--- Task goal ---
Write out the material exactly, without any of its pictures.
* * *
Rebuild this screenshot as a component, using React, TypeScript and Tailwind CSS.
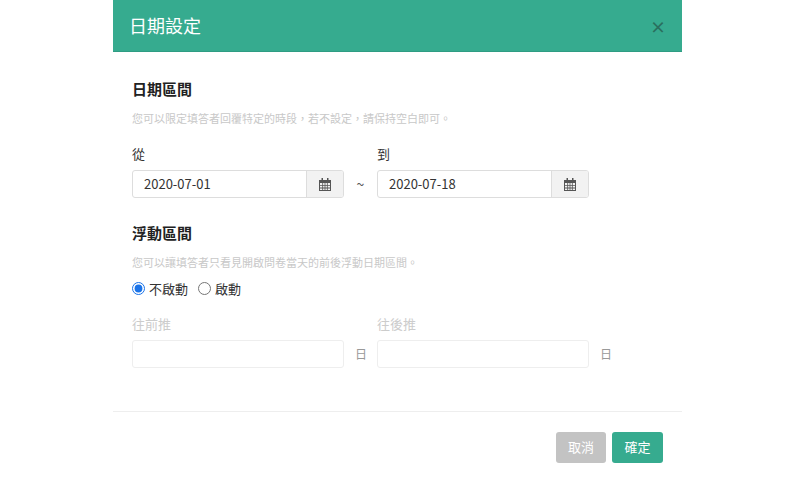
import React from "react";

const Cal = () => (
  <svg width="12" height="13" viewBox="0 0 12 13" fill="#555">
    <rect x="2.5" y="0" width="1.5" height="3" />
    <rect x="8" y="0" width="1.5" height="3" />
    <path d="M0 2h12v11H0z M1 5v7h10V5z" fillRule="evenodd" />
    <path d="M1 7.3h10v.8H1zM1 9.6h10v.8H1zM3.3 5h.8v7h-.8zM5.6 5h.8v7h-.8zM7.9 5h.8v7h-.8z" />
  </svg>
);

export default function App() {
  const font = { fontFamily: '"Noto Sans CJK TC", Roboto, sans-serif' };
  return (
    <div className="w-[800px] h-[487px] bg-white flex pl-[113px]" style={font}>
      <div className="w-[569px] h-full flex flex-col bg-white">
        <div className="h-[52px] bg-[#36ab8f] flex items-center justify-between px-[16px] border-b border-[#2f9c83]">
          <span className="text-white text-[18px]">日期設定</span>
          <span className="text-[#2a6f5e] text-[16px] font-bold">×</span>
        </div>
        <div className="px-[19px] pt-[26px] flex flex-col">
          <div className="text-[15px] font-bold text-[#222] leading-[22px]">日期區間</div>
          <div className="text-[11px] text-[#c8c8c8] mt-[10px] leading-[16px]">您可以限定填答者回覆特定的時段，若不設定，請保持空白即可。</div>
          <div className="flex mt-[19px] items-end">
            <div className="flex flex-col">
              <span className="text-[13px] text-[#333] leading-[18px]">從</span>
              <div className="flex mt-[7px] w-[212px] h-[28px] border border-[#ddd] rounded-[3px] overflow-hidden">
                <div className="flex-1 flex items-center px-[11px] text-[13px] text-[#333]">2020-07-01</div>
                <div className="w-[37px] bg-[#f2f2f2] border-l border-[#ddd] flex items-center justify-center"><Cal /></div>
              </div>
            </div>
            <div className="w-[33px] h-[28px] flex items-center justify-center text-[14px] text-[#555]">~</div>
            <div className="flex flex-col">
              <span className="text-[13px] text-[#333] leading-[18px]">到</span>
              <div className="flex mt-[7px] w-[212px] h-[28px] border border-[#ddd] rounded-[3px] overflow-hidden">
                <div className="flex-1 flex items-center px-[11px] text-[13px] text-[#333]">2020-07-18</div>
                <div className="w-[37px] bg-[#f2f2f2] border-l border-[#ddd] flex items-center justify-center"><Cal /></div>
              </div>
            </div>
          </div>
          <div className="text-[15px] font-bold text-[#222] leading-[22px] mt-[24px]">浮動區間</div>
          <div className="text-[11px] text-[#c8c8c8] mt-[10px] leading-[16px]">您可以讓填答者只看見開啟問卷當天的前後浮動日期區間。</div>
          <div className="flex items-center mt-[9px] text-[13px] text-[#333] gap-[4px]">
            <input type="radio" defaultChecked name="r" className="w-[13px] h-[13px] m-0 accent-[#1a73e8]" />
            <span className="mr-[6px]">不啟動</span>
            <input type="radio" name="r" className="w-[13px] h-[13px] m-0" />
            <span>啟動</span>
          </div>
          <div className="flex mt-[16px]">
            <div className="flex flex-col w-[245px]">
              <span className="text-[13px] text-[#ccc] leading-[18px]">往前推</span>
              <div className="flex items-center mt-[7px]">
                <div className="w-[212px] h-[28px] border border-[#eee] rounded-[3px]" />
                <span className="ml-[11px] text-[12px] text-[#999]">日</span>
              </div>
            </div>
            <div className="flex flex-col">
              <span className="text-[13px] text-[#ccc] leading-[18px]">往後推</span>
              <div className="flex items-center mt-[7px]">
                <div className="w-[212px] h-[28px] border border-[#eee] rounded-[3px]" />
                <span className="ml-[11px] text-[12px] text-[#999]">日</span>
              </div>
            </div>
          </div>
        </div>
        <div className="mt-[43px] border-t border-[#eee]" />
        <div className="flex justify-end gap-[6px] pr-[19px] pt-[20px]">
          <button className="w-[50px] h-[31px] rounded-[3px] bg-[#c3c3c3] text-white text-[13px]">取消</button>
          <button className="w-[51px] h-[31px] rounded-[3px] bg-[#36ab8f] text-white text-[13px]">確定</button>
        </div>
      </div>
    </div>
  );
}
* * *
--- Finished task ---
Rebuild this screenshot as a component, using React, TypeScript and Tailwind CSS.
import React from "react";

const Cal = () => (
  <svg width="12" height="13" viewBox="0 0 12 13" fill="#555">
    <rect x="2.5" y="0" width="1.5" height="3" />
    <rect x="8" y="0" width="1.5" height="3" />
    <path d="M0 2h12v11H0z M1 5v7h10V5z" fillRule="evenodd" />
    <path d="M1 7.3h10v.8H1zM1 9.6h10v.8H1zM3.3 5h.8v7h-.8zM5.6 5h.8v7h-.8zM7.9 5h.8v7h-.8z" />
  </svg>
);

export default function App() {
  const font = { fontFamily: '"Noto Sans CJK TC", Roboto, sans-serif' };
  return (
    <div className="w-[800px] h-[487px] bg-white flex pl-[113px]" style={font}>
      <div className="w-[569px] h-full flex flex-col bg-white">
        <div className="h-[52px] bg-[#36ab8f] flex items-center justify-between px-[16px] border-b border-[#2f9c83]">
          <span className="text-white text-[18px]">日期設定</span>
          <span className="text-[#2a6f5e] text-[16px] font-bold">×</span>
        </div>
        <div className="px-[19px] pt-[26px] flex flex-col">
          <div className="text-[15px] font-bold text-[#222] leading-[22px]">日期區間</div>
          <div className="text-[11px] text-[#c8c8c8] mt-[10px] leading-[16px]">您可以限定填答者回覆特定的時段，若不設定，請保持空白即可。</div>
          <div className="flex mt-[19px] items-end">
            <div className="flex flex-col">
              <span className="text-[13px] text-[#333] leading-[18px]">從</span>
              <div className="flex mt-[7px] w-[212px] h-[28px] border border-[#ddd] rounded-[3px] overflow-hidden">
                <div className="flex-1 flex items-center px-[11px] text-[13px] text-[#333]">2020-07-01</div>
                <div className="w-[37px] bg-[#f2f2f2] border-l border-[#ddd] flex items-center justify-center"><Cal /></div>
              </div>
            </div>
            <div className="w-[33px] h-[28px] flex items-center justify-center text-[14px] text-[#555]">~</div>
            <div className="flex flex-col">
              <span className="text-[13px] text-[#333] leading-[18px]">到</span>
              <div className="flex mt-[7px] w-[212px] h-[28px] border border-[#ddd] rounded-[3px] overflow-hidden">
                <div className="flex-1 flex items-center px-[11px] text-[13px] text-[#333]">2020-07-18</div>
                <div className="w-[37px] bg-[#f2f2f2] border-l border-[#ddd] flex items-center justify-center"><Cal /></div>
              </div>
            </div>
          </div>
          <div className="text-[15px] font-bold text-[#222] leading-[22px] mt-[24px]">浮動區間</div>
          <div className="text-[11px] text-[#c8c8c8] mt-[10px] leading-[16px]">您可以讓填答者只看見開啟問卷當天的前後浮動日期區間。</div>
          <div className="flex items-center mt-[9px] text-[13px] text-[#333] gap-[4px]">
            <input type="radio" defaultChecked name="r" className="w-[13px] h-[13px] m-0 accent-[#1a73e8]" />
            <span className="mr-[6px]">不啟動</span>
            <input type="radio" name="r" className="w-[13px] h-[13px] m-0" />
            <span>啟動</span>
          </div>
          <div className="flex mt-[16px]">
            <div className="flex flex-col w-[245px]">
              <span className="text-[13px] text-[#ccc] leading-[18px]">往前推</span>
              <div className="flex items-center mt-[7px]">
                <div className="w-[212px] h-[28px] border border-[#eee] rounded-[3px]" />
                <span className="ml-[11px] text-[12px] text-[#999]">日</span>
              </div>
            </div>
            <div className="flex flex-col">
              <span className="text-[13px] text-[#ccc] leading-[18px]">往後推</span>
              <div className="flex items-center mt-[7px]">
                <div className="w-[212px] h-[28px] border border-[#eee] rounded-[3px]" />
                <span className="ml-[11px] text-[12px] text-[#999]">日</span>
              </div>
            </div>
          </div>
        </div>
        <div className="mt-[43px] border-t border-[#eee]" />
        <div className="flex justify-end gap-[6px] pr-[19px] pt-[20px]">
          <button className="w-[50px] h-[31px] rounded-[3px] bg-[#c3c3c3] text-white text-[13px]">取消</button>
          <button className="w-[51px] h-[31px] rounded-[3px] bg-[#36ab8f] text-white text-[13px]">確定</button>
        </div>
      </div>
    </div>
  );
}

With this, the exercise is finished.